2. Pull project repository on the Cluster
- Purpose: Ensures the latest version of the BC-pipelines repository is pulled on the cluster.
- Actions:
- Execute ‘git pull’ in the BC-pipelines directory.
3. Generate setup based on configuration file
- Purpose: Uses the provided configuration file to create the sbatch file for the basecalling procedure.
- Actions:
- Execute configuration.py using the provided JSON file.
- Display the content of the generated script_resources.sh file.
4. Start the basecalling run
- Purpose: Launches the basecalling procedure on the cluster.
- Actions:
- Execute the bash script with the configured parameters.
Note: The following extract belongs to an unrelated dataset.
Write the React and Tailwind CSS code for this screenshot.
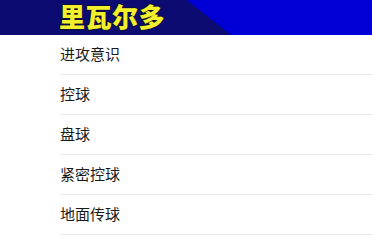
import React from 'react'

const ITEMS = ['进攻意识', '控球', '盘球', '紧密控球', '地面传球']

export default function App() {
  return (
    <div className="w-[372px] h-[248px] overflow-hidden bg-white font-['Noto_Sans_CJK_SC','Noto_Sans',sans-serif]">
      <header className="relative h-[35px] bg-[#0000d6]">
        <svg className="absolute inset-0" width="372" height="35" viewBox="0 0 372 35" preserveAspectRatio="none">
          <polygon points="0,0 187,0 231,35 0,35" fill="#0b0b72" />
        </svg>
        <h1 className="relative pl-[59px] pt-[1px] text-[26px] leading-[30px] font-black text-[#f2f02c] tracking-[0.5px] [-webkit-text-stroke:1.5px_#10102a] [paint-order:stroke_fill]">
          里瓦尔多
        </h1>
      </header>
      <ul className="pl-[60px]">
        {ITEMS.map(item => (
          <li key={item} className="h-[40px] flex items-center border-b border-[#e9e9e9] text-[15px] text-[#1a1a1a] pb-[1px]">
            {item}
          </li>
        ))}
      </ul>
    </div>
  )
}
- Capture the job ID for monitoring.
5. Wait for Basecalling to end
- Purpose: Pauses the pipeline until the basecalling job is completed.
- Actions:
- Use a waiting script to monitor the completion of the basecalling job.
6. Create Final file
- Purpose: Placeholder stage for potential step to recap data about the run.
- Actions:
- Display a message indicating the creation of the final file.
7. Send Report to User
- Purpose: Sends a report to the user, possibly through a messaging service.
- Actions:
- Display a message indicating the report is being sent.
Pipeline Parameters
- configFilePath: Path to the configuration JSON file. Default value is set to ‘/u/area/jenkins_onpexp/BC-pipelines/configurations/config_1_dgx.json’
Triggers
The pipeline is triggered periodically using the ‘pollSCM’ trigger every hour.
In the future, a trigger based on the live reading of a directory will be included.